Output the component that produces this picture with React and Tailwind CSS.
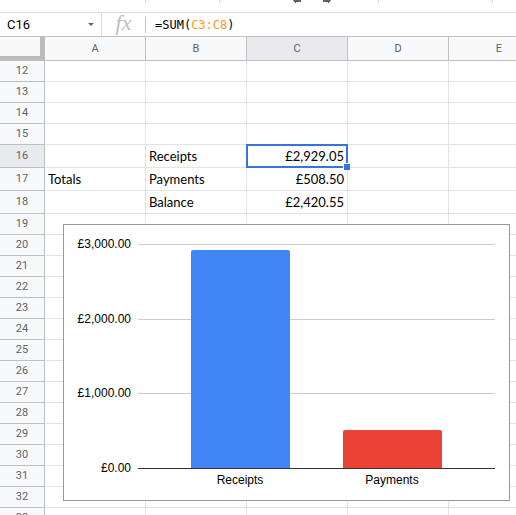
const columns = ["A", "B", "C", "D", "E"];

const cells = {
  B16: "Receipts",
  C16: "£2,929.05",
  A17: "Totals",
  B17: "Payments",
  C17: "£508.50",
  B18: "Balance",
  C18: "£2,420.55",
};

const rows = Array.from({ length: 22 }, (_, i) => i + 12);
const tallRows = [16, 17, 18];

const ticks = [
  { label: "£3,000.00", y: 19 },
  { label: "£2,000.00", y: 94 },
  { label: "£1,000.00", y: 168 },
];

const bars = [
  { label: "Receipts", x: 127, y: 25, color: "#4285f4" },
  { label: "Payments", x: 279, y: 205, color: "#ea4335" },
];

function Toolbar() {
  return (
    <div className="flex h-[13px] items-start border-b border-[#dadce0]">
      <div className="h-[3px] w-[146px] border-r border-[#dadce0]" />
      <div className="h-[3px] w-[74px] border-r border-[#dadce0]" />
      <div className="flex h-[3px] w-[159px] border-r border-[#dadce0] pl-[72px]">
        <svg className="h-1 w-10 shrink-0" viewBox="0 0 40 4" fill="#5f6368" aria-hidden="true">
          <path d="M1 0h8v2H4v1H3V2H2z" />
          <path d="M31 0h8l-1 2h-1v1h-1V2h-5z" />
        </svg>
      </div>
      <div className="h-[3px] w-[114px] border-r border-[#dadce0]" />
    </div>
  );
}

function FormulaBar() {
  return (
    <div className="flex h-6 items-center border-b border-[#c0c0c0]">
      <div className="flex h-full w-[102px] items-center border-r border-[#dadce0] pr-[7px]">
        <input
          aria-label="Name box"
          defaultValue="C16"
          className="w-20 min-w-0 flex-1 bg-transparent pl-[7px] font-['Roboto',sans-serif] text-[13px] text-black outline-none"
        />
        <button type="button" aria-label="Named ranges" className="flex h-4 w-[6px] items-center">
          <svg className="h-[3px] w-[6px]" viewBox="0 0 6 3" fill="#5f6368">
            <path d="M0 0h6L3 3z" />
          </svg>
        </button>
      </div>
      <div className="flex h-4 w-11 items-center justify-center border-r border-[#c0c0c0] pb-1 font-['Liberation_Serif',serif] text-[22px] leading-4 text-[#bdbdbd] italic">
        fx
      </div>
      <div className="pl-[9px] font-['DejaVu_Sans_Mono',monospace] text-[12px] leading-4 text-black">
        =SUM(<span className="text-[#f7981d]">C3:C8</span>)
      </div>
    </div>
  );
}

function Cell({ id }) {
  const selected = id === "C16";
  const align = id.startsWith("C") ? "text-right" : "text-left";

  return (
    <td
      className={`relative border-r border-b border-[#e2e3e3] px-[3px] py-0 ${align} ${selected ? "z-10" : ""}`}
    >
      {cells[id]}
      {selected && (
        <div className="absolute -inset-px border-2 border-[#3871e0]">
          <div className="absolute -right-1 -bottom-1 box-content size-[6px] border-t border-l border-white bg-[#3871e0] bg-clip-padding" />
        </div>
      )}
    </td>
  );
}

function Grid() {
  return (
    <table className="w-[550px] table-fixed border-separate border-spacing-0 font-['Lato',sans-serif] text-[13px] leading-4 text-black">
      <thead className="font-['Roboto',sans-serif] text-[11px] text-[#5f6368]">
        <tr className="h-6">
          <th className="w-[45px] border-r-[5px] border-b-[5px] border-[#bcbcbc] bg-[#f8f9fa] p-0" />
          {columns.map((name) => (
            <th
              key={name}
              scope="col"
              className={`w-[101px] border-r border-b border-[#c0c0c0] p-0 font-normal ${name === "C" ? "bg-[#e8eaed]" : "bg-[#f8f9fa]"}`}
            >
              {name}
            </th>
          ))}
        </tr>
      </thead>
      <tbody>
        {rows.map((row) => (
          <tr key={row} className={tallRows.includes(row) ? "h-[23px]" : "h-[21px]"}>
            <th
              scope="row"
              className={`border-r border-b border-[#c0c0c0] p-0 font-['Roboto',sans-serif] text-[11px] font-normal text-[#5f6368] ${row === 16 ? "bg-[#e8eaed]" : "bg-[#f8f9fa]"}`}
            >
              {row}
            </th>
            {columns.map((name) => (
              <Cell key={name} id={`${name}${row}`} />
            ))}
          </tr>
        ))}
      </tbody>
    </table>
  );
}

function Chart() {
  return (
    <div className="absolute top-[187px] left-[63px] border border-[#999999] bg-white">
      <svg
        width="445"
        height="275"
        viewBox="0 0 445 275"
        role="img"
        aria-label="Receipts and payments"
        className="block font-['Liberation_Sans',sans-serif] text-[12px]"
      >
        {ticks.map((tick) => (
          <g key={tick.label}>
            <rect x="74" y={tick.y} width="357" height="1" fill="#cccccc" />
            <text x="67" y={tick.y + 4} textAnchor="end">
              {tick.label}
            </text>
          </g>
        ))}
        {bars.map((bar) => (
          <g key={bar.label}>
            <path
              d={`M${bar.x} 243V${bar.y + 2}q0-2 2-2h95q2 0 2 2V243z`}
              fill={bar.color}
            />
            <text x={bar.x + 49} y="259" textAnchor="middle">
              {bar.label}
            </text>
          </g>
        ))}
        <rect x="74" y="243" width="357" height="1" fill="#333333" />
        <text x="67" y="247" textAnchor="end">
          £0.00
        </text>
      </svg>
    </div>
  );
}

export default function App() {
  return (
    <div className="h-screen overflow-hidden bg-white">
      <Toolbar />
      <FormulaBar />
      <div className="relative">
        <Grid />
        <Chart />
      </div>
    </div>
  );
}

◆ ◆ ◆ ◆

## CHALLENGE:
Starting at the top of the listing above, please restate word for word each line up to and including the one that holds "const tallRows = [16, 17, 18];", omitting every image.

## REPLY TO THE EXERCISE:
Output the component that produces this picture with React and Tailwind CSS.
const columns = ["A", "B", "C", "D", "E"];

const cells = {
  B16: "Receipts",
  C16: "£2,929.05",
  A17: "Totals",
  B17: "Payments",
  C17: "£508.50",
  B18: "Balance",
  C18: "£2,420.55",
};

const rows = Array.from({ length: 22 }, (_, i) => i + 12);
const tallRows = [16, 17, 18];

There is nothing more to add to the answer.